Rennie is his usual solid self, playing a man with a heart-of-gold and an edge but the film’s best work comes from Oulton. Naturalistic and unaffected, he is the one character who feels in the moment in every moment of the film.

“Mobile Homes” boasts interesting cinematography from Benoit Soler, an elegiac score from Matthew Otto and features a rather spectacular visual metaphor for Ali’s crushed dream of ever having a home of her own. Unfortunately, despite the flashes of interest the film is more interested in misery than solid drama.


There are long-distance relationships and then there is the bond between a drone operator from Detroit and a North African woman essayed in the new film “Eye on Juliet” from director Kim Nguyen.

When we first meet Gordon (Joe Cole) he’s distraught, breaking up with his girlfriend after accusing her of cheating on him. A hopeless romantic, after the split he sleepwalks through his job as a drone security officer. Based in Michigan he operates a bot with camera to make sure nobody “steals the chocolate sauce.” In other words, he’s an office drone who does remote drone security to protect an oil pipeline in North Africa. Late one night one his hexapod cameras picks up a young woman, Ayusha (Lina El Arabi), wandering in the desert.

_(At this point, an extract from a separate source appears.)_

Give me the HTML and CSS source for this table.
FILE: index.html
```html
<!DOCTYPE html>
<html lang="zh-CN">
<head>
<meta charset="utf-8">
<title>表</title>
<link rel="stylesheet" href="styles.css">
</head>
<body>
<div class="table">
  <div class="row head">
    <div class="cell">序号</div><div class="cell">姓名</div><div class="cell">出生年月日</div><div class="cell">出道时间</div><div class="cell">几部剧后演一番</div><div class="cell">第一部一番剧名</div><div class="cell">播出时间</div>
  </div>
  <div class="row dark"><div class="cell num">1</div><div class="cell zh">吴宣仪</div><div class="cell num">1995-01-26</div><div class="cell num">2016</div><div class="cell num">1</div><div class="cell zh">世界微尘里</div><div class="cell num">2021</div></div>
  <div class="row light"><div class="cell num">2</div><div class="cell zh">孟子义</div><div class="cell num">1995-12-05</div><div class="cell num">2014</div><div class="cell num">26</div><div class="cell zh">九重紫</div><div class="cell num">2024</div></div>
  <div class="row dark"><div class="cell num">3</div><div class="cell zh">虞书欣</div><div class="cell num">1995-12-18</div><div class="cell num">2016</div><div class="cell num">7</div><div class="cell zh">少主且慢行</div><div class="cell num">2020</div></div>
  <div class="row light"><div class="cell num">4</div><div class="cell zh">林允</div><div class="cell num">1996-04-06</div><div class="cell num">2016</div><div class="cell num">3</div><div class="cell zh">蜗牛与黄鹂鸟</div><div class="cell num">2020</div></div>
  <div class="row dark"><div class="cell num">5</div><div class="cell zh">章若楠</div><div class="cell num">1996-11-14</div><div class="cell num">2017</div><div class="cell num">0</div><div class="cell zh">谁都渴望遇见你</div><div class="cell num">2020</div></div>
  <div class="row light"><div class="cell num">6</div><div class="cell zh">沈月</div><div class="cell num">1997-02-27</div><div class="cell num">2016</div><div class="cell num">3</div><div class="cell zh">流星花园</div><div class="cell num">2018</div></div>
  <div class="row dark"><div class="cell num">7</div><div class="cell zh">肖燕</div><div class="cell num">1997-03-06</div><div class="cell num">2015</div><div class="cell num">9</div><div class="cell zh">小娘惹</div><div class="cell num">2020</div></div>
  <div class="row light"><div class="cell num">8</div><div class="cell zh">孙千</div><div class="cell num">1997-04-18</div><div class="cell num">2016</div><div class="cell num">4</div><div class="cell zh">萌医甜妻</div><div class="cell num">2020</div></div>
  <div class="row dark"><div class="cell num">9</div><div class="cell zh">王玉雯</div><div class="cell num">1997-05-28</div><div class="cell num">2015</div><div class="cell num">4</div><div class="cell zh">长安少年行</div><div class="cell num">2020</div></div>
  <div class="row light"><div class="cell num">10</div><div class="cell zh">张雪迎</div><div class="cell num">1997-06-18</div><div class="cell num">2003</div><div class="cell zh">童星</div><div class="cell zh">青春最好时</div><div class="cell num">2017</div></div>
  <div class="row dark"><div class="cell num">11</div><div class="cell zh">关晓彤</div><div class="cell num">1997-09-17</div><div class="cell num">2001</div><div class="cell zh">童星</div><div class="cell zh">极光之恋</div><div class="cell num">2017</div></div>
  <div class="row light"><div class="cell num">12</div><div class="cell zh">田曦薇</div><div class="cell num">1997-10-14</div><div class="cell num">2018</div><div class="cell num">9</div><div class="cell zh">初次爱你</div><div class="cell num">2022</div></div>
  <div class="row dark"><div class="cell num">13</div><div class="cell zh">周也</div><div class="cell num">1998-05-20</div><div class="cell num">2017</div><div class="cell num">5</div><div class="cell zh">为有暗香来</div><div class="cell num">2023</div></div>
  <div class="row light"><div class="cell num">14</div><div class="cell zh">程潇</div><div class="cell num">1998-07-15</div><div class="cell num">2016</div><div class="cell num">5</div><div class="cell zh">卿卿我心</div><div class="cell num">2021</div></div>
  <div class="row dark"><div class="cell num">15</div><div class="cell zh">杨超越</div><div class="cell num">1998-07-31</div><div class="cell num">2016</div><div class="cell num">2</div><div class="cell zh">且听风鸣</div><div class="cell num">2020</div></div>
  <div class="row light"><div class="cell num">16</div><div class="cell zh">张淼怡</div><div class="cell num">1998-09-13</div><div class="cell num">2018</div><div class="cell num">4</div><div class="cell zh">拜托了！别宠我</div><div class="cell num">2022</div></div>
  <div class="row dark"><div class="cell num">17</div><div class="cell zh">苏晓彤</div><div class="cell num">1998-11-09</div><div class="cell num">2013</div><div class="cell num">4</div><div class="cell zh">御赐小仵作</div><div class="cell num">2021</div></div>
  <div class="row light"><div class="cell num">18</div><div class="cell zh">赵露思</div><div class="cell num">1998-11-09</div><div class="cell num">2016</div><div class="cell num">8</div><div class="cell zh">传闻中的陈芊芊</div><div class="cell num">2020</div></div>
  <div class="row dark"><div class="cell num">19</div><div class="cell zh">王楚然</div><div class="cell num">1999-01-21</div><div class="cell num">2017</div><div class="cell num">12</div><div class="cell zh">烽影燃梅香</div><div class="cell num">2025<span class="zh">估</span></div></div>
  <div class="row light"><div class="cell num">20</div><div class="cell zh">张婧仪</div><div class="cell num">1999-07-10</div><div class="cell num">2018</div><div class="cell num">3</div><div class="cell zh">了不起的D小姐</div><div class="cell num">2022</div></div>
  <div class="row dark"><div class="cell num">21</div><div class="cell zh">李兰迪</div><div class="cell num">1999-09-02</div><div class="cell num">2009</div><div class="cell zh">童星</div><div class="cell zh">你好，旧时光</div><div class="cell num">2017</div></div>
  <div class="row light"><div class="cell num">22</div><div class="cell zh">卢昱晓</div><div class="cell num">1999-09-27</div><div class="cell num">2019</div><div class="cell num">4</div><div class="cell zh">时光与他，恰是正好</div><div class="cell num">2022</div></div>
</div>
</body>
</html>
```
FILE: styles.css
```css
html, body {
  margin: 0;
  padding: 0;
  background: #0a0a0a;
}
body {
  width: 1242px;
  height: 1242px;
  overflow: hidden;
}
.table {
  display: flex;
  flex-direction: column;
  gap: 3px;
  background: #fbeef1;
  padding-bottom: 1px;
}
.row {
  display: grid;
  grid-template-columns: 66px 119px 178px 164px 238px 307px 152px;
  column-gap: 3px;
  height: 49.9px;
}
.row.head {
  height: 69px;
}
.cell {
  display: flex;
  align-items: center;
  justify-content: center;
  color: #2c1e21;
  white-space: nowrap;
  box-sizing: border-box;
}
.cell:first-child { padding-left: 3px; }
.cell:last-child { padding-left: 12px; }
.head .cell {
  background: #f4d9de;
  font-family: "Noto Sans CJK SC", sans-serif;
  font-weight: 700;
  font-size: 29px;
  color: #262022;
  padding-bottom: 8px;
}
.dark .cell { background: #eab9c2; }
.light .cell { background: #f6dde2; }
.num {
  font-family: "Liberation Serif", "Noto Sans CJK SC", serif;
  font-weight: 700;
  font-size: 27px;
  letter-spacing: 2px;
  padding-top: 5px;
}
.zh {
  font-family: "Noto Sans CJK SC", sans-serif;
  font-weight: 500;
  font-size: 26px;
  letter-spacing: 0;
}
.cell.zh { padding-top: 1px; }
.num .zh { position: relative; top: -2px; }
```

He soon discovers Ayusha’s parents don’t approve of the man she sneaks around to visit by the pipeline. At first he spies on the couple from afar but as he becomes more and more involved he steps in, offering to help them raise the money they need to escape to Paris and get married. “I see you have true love and I just want to help you,” he says via translation software on his robot.

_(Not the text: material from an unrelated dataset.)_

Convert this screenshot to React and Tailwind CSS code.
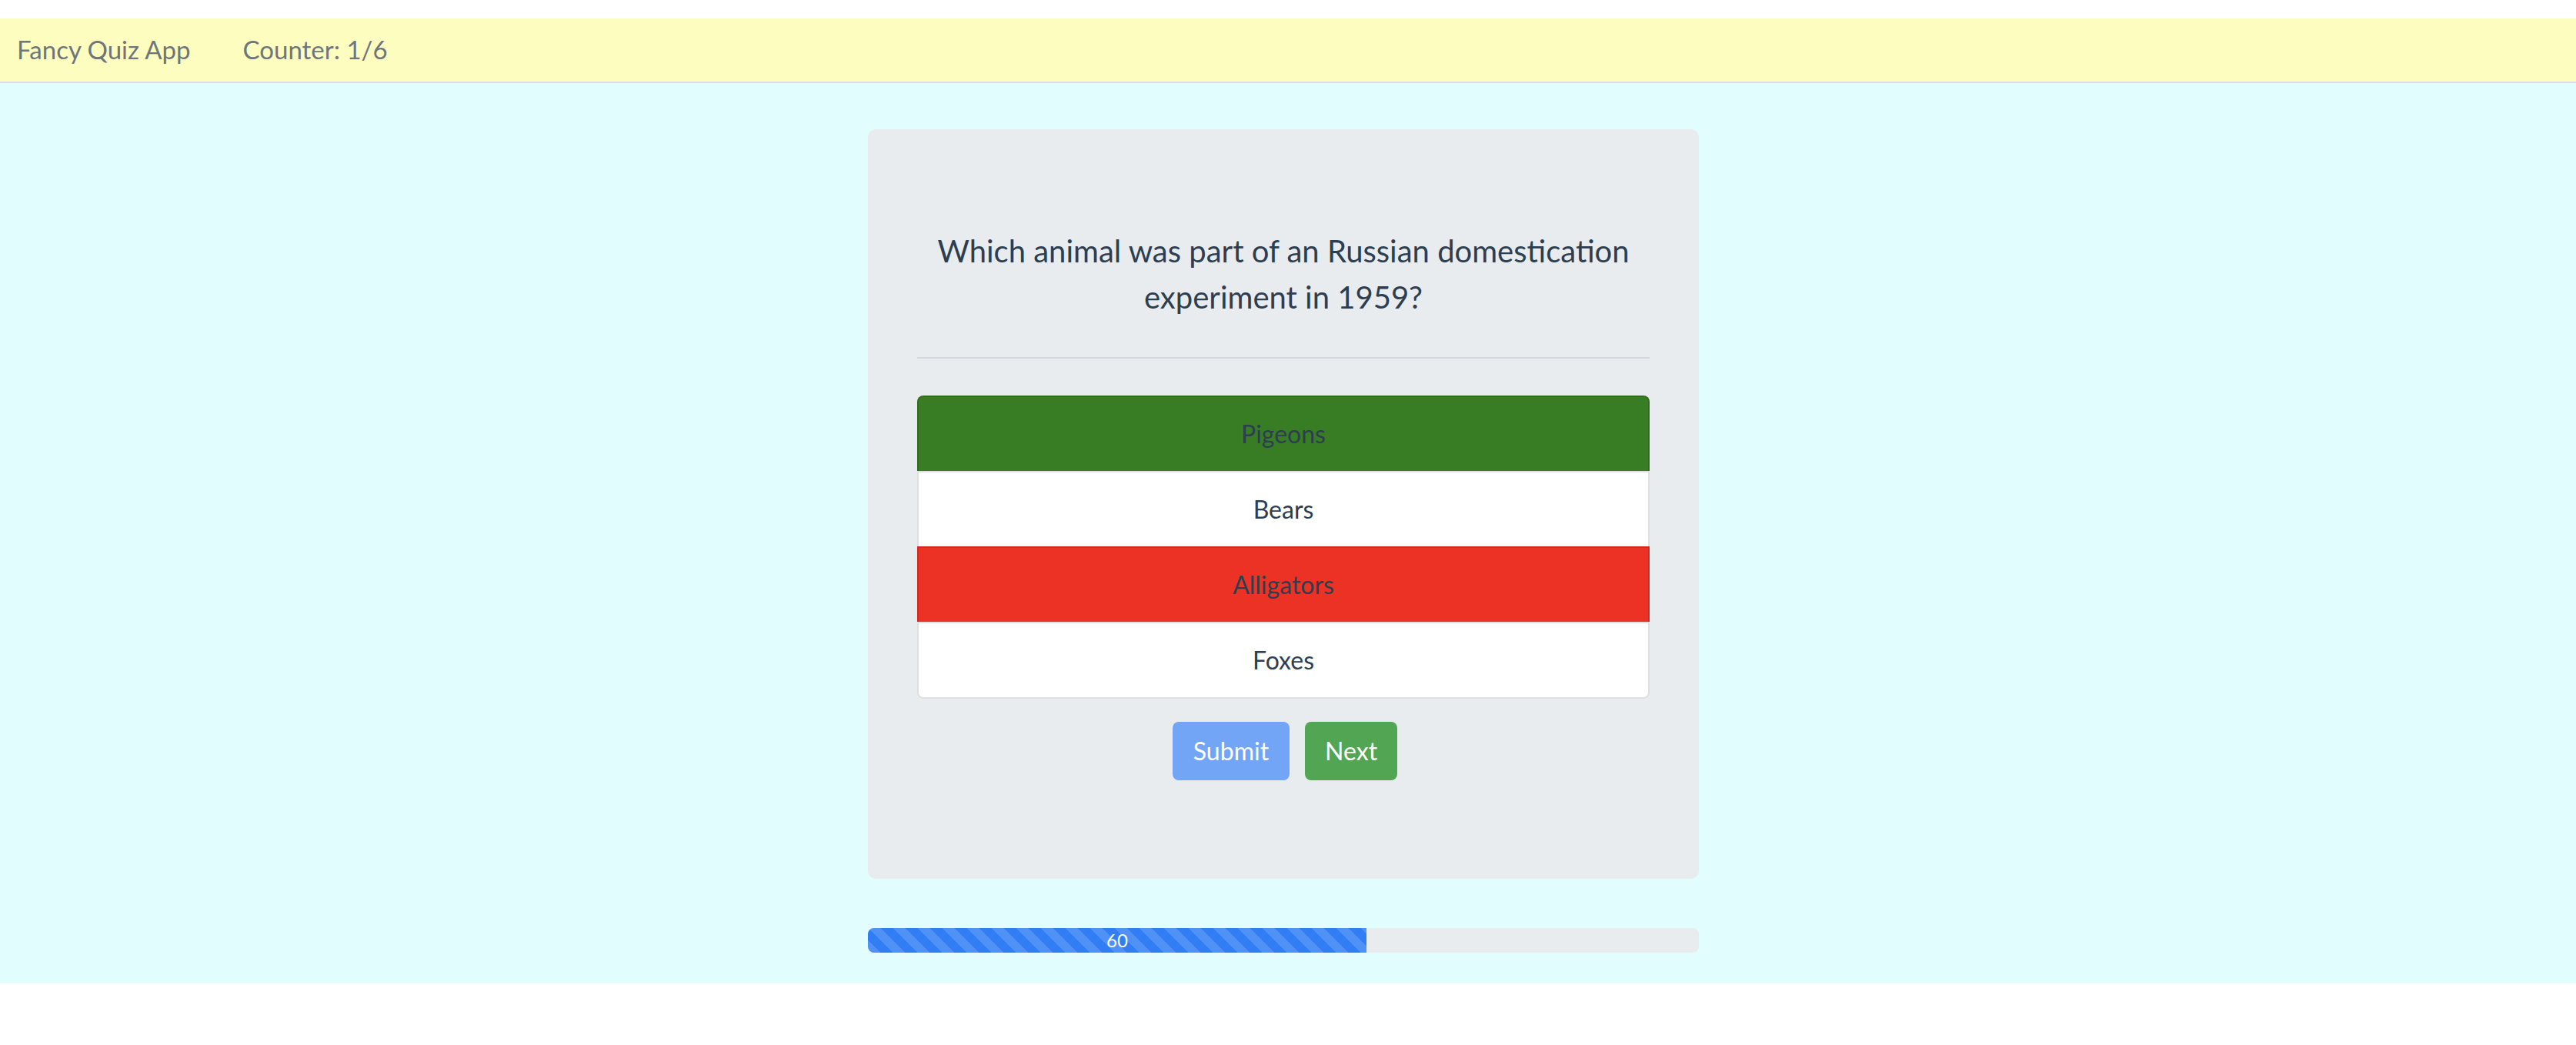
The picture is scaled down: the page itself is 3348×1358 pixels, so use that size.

“Eye on Juliet” is a movie about connections, about true love, about star-crossed lovers in an age of technology. It strives to find profundity in all these themes but falls short on all accounts. Heartfelt performances from Cole and El Arabi provide the movie’s backbone but both feel underwritten and in Gordon’s case, with unclear motivations. It’s made clear he believes in love but by the time he is risking his job, breaking the law and draining his bank account to help someone who remains a shadowy figure on a computer screen credulity is stretched past the breaking point.

“Eye on Juliet” tries to put a new spin on an old story but the introduction of physical technology—i.e. a robot camera that resembles “Short Circuit’s” Johnny 5 bot crossed with some sort of metallic spider—adds an unintended levity to scenes that should pack an emotional punch.